Angola é teste para a Alemanha
A Gauff está há mais de 20 anos em Angola, onde realizou vários projetos de infraestrutura. As equipas da empresa conhecem bem o país e a sua geografia.
"Angola tem um perfil ideal para a construção de barragens. Sendo assim, pensamos em examinar mais de perto as possibilidades no país", diz Schneider, que afirma ter encontrado o que procurava na central hidroelétrica de Laúca.
O projeto em Angola é um importante teste para a Alemanha. O Ministério dos Negócios Estrangeiros está a abrir, a todo o vapor, gabinetes para promover a produção de hidrogénio em países como a Nigéria e Arábia Saudita. Há ainda projetos privados que estão a ser planeados na Namíbia e Marrocos. No entanto, Schneider e sua equipa têm uma vantagem em Angola: a energia já está disponível. Isso significa que a produção de hidrogénio pode começar antes do que em outros lugares.
Procura fraca devido à falta de indústria
A partir da barragem, a água é conduzida por tubos subterrâneos até à central hidroelétrica, a dois quilómetros de distância. E é encaminhada para quatro turbinas. Duas outras não estão a funcionar.
O diretor do Aproveitamento Hidroelétrico de Laúca, Moisés Jaime, olha para os monitores, onde se indica a produção atual. A capacidade total atual é de 856,9 megawatts, mas poderia ser aumentada para 2070 megawatts.
"A procura de energia ainda é reduzida", diz o diretor, lembrando que se esperava um crescimento maior da indústria. Este e outros projetos ambiciosos de energia hidroelétrica ao longo do rio Cuanza estão atualmente com poucos clientes comerciais.
É aqui que se encaixa o projeto com a Alemanha: A Gauff e os seus parceiros pretendem converter 400 megawatts em hidrogénio - o suficiente para fornecer energia a cerca de 450 mil residências alemãs.
"É uma boa iniciativa que recebemos com satisfação", conclui o diretor da central, Moisés Jaime. "Acima de tudo, as máquinas ficarão também 'felizes' porque poderão trabalhar no limite e produzir na capacidade máxima. Sem indústria, não podemos fazer absolutamente nada aqui".
Projetos como este podem abrir um novo mercado para a economia angolana. Até agora, 85% das receitas de exportação do país são provenientes de petróleo e gás. O hidrogénio representa uma fonte de receita promissora.
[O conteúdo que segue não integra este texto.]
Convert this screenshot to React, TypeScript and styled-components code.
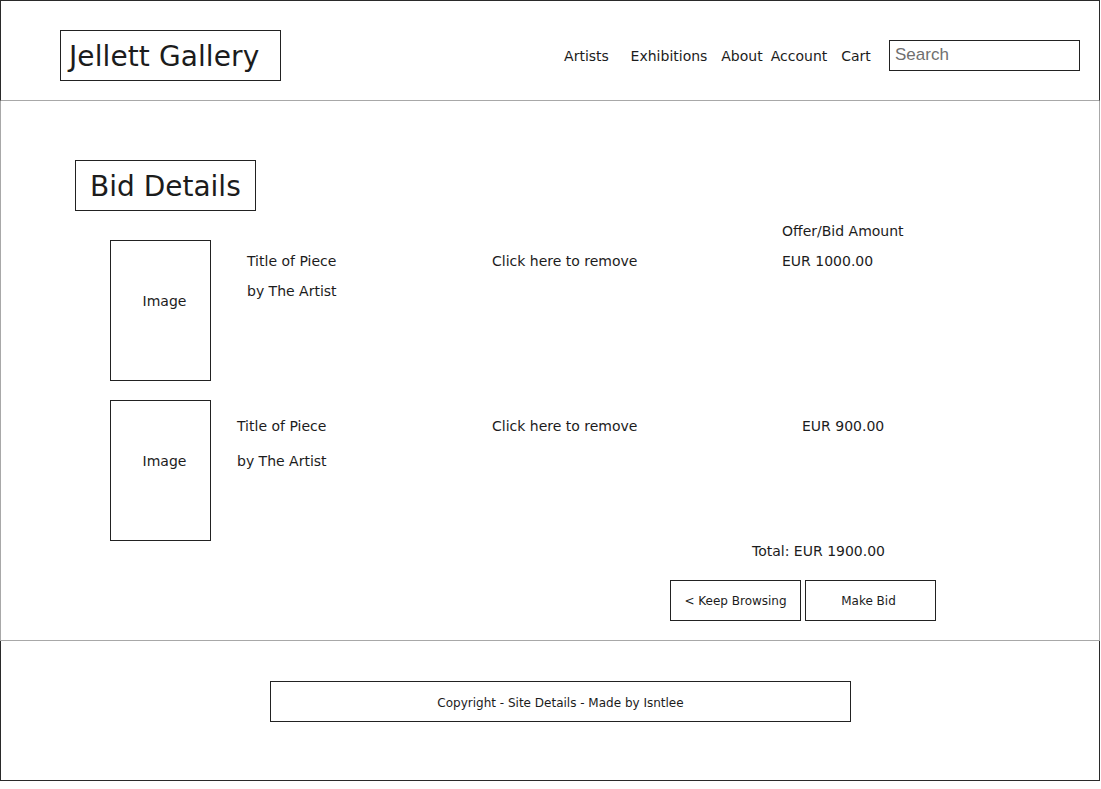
import React from "react";
import styled, { createGlobalStyle } from "styled-components";

const GlobalStyle = createGlobalStyle`
  body {
    margin: 0;
    background: #fff;
    font-family: "DejaVu Sans", Verdana, sans-serif;
    color: #1c1c1c;
  }
`;

const navItems = [
  { label: "Artists", w: 67 },
  { label: "Exhibitions", w: 98 },
  { label: "About", w: 48 },
  { label: "Account", w: 66 },
  { label: "Cart", w: 48 },
];

const bids = [
  { title: "Title of Piece", artist: "by The Artist", amount: "EUR 1000.00", indent: 36, amountIndent: 0, lead: 30, top: 6 },
  { title: "Title of Piece", artist: "by The Artist", amount: "EUR 900.00", indent: 26, amountIndent: 20, lead: 35, top: 9 },
];

const App: React.FC = () => {
  return (
    <>
      <GlobalStyle />
      <Frame>
        <Header>
          <Logo>Jellett Gallery</Logo>
          <Nav>
            {navItems.map((item) => (
              <NavItem key={item.label} $w={item.w}>
                {item.label}
              </NavItem>
            ))}
            <SearchBox placeholder="Search" />
          </Nav>
        </Header>

        <Main>
          <PageTitle>Bid Details</PageTitle>
          <BidTable>
            <ColumnHead>
              <span />
              <span />
              <span />
              <span>Offer/Bid Amount</span>
            </ColumnHead>
            {bids.map((bid, i) => (
              <BidRow key={i} $lead={bid.lead} $top={bid.top}>
                <ImageBox>Image</ImageBox>
                <PieceInfo $indent={bid.indent}>
                  <div>{bid.title}</div>
                  <div>{bid.artist}</div>
                </PieceInfo>
                <RemoveLink>Click here to remove</RemoveLink>
                <Amount $indent={bid.amountIndent}>{bid.amount}</Amount>
              </BidRow>
            ))}
          </BidTable>
          <Total>Total: EUR 1900.00</Total>
          <Actions>
            <SketchButton $size={12}>&lt; Keep Browsing</SketchButton>
            <SketchButton $size={12} $nudge={4}>Make Bid</SketchButton>
          </Actions>
        </Main>

        <Footer>
          <Copyright>Copyright - Site Details - Made by Isntlee</Copyright>
        </Footer>
      </Frame>
    </>
  );
};

export default App;

const Frame = styled.div`
  width: 1100px;
  display: flex;
  flex-direction: column;
`;

const Header = styled.header`
  box-sizing: border-box;
  height: 101px;
  padding: 9px 19px 0 59px;
  display: flex;
  align-items: center;
  justify-content: space-between;
  border: 1px solid #2a2a2a;
  border-bottom-color: #a8a8a8;
`;

const Logo = styled.h1`
  box-sizing: border-box;
  width: 221px;
  height: 51px;
  margin: 0;
  padding: 2px 0 0 8px;
  display: flex;
  align-items: center;
  border: 1px solid #222;
  font-size: 28px;
  font-weight: 400;
  letter-spacing: 0.1px;
`;

const Nav = styled.nav`
  display: flex;
  align-items: center;
`;

const NavItem = styled.a<{ $w: number }>`
  width: ${(p) => p.$w}px;
  padding-top: 2px;
  text-align: center;
  font-size: 14px;
  color: #1c1c1c;
  cursor: pointer;
`;

const SearchBox = styled.input`
  box-sizing: border-box;
  width: 191px;
  height: 31px;
  margin-left: 9px;
  padding: 0 5px;
  border: 1px solid #222;
  outline: none;
  font-family: "Liberation Sans", Arial, sans-serif;
  font-size: 17px;

  &::placeholder {
    color: #6f6f6f;
  }
`;

const Main = styled.main`
  box-sizing: border-box;
  height: 540px;
  padding: 59px 0 0 74px;
  border: 1px solid #a8a8a8;
  border-top: none;
`;

const PageTitle = styled.h2`
  box-sizing: border-box;
  width: 181px;
  height: 51px;
  margin: 0;
  padding: 2px 0 0 14px;
  display: flex;
  align-items: center;
  border: 1px solid #222;
  font-size: 28px;
  font-weight: 400;
`;

const BidTable = styled.div`
  margin: 11px 0 0 35px;
  display: flex;
  flex-direction: column;
  gap: 19px;
`;

const gridCols = `101px 281px 290px 1fr`;

const ColumnHead = styled.div`
  display: grid;
  grid-template-columns: ${gridCols};
  height: 18px;
  margin-bottom: -19px;
  font-size: 14px;
  line-height: 18px;
`;

const BidRow = styled.div<{ $lead: number; $top: number }>`
  display: grid;
  grid-template-columns: ${gridCols};
  align-items: start;
  font-size: 14px;
  line-height: ${(p) => p.$lead}px;

  & > *:not(:first-child) {
    padding-top: ${(p) => p.$top}px;
  }
`;

const ImageBox = styled.div`
  box-sizing: border-box;
  height: 141px;
  padding: 52px 0 0 8px;
  border: 1px solid #222;
  text-align: center;
  font-size: 14px;
  line-height: 16px;
`;

const PieceInfo = styled.div<{ $indent: number }>`
  padding-left: ${(p) => p.$indent}px;
`;

const RemoveLink = styled.a`
  cursor: pointer;
`;

const Amount = styled.div<{ $indent: number }>`
  padding-left: ${(p) => p.$indent}px;
`;

const Total = styled.div`
  margin: 2px 0 0 677px;
  font-size: 14px;
  line-height: 16px;
`;

const Actions = styled.div`
  margin: 21px 0 0 595px;
  display: flex;
  gap: 4px;
`;

const SketchButton = styled.button<{ $size: number; $nudge?: number }>`
  box-sizing: border-box;
  width: 131px;
  height: 41px;
  padding: 0 ${(p) => p.$nudge ?? 0}px 0 0;
  background: #fff;
  border: 1px solid #222;
  font-family: "DejaVu Sans", Verdana, sans-serif;
  font-size: ${(p) => p.$size}px;
  color: #1c1c1c;
  cursor: pointer;
`;

const Footer = styled.footer`
  box-sizing: border-box;
  height: 140px;
  padding: 40px 0 0 269px;
  border: 1px solid #2a2a2a;
  border-top: none;
`;

const Copyright = styled.div`
  box-sizing: border-box;
  width: 581px;
  height: 41px;
  padding-top: 2px;
  display: flex;
  align-items: center;
  justify-content: center;
  border: 1px solid #222;
  font-size: 12px;
`;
População de Angola continua com falta de energia
Sérgio Calundungo, coordenador do Observatório Político e Social de Angola, trabalhou durante muitos anos em projetos de desenvolvimento rural. E mostra-se preocupado com a iniciativa de exportação de energia verde.
Apenas 42% das pessoas em Angola têm acesso a eletricidade, salienta Calundungo. Alguns lugares nem sequer estão ligados à rede elétrica. Por isso, rejeita o argumento de que não há procura de energia: "Não existe falta de procura", diz categoricamente.
"Os cidadãos precisam de energia mais do que nunca. Mas é verdade que os particulares podem não contribuir com tanto dinheiro quanto as empresas industriais. O país deveria investir na distribuição."
Calundungo admite, no entanto, que o país possui recursos energéticos enormes e que, por isso, no futuro poderia fornecer hidrogénio para o exterior.
"Mas isso deve ocorrer em paralelo com a melhoria do fornecimento de energia para a própria população", afirma. "Temos de fazer as duas coisas ao mesmo tempo."
Transporte de hidrogénio por navio
Junto a uma estrada nos arredores de Luanda, o engenheiro alemão Lars Schneider observa um estaleiro de obras a algumas centenas de metros de distância, num novo porto. É aqui que a empresa Gauff quer construir a fábrica de hidrogénio. O local é perfeito, pois está conectado à central de Laúca através de cerca de 210 quilómetros de linhas de transmissão de alta tensão. O rio fornece água para produzir hidrogénio pelo processo de eletrólise.
O hidrogénio será convertido em amónia líquida, que poderá ser transportada em barcos para a Alemanha. Ao chegar à Alemanha, será necessário fazer a reconversão para abastecer as centrais elétricas.
A Gauff e os seus parceiros em Angola também já estão a pensar no mercado angolano. O hidrogénio poderá possivelmente ajudar a resolver o problema da falta de eletricidade dos próprios angolanos.
"Naturalmente, o maior desejo é usar energias sustentáveis para fornecer energia a angolanos que residem em áreas remotas. O hidrogénio pode ser uma ótima solução também para os angolanos", afirma Schneider.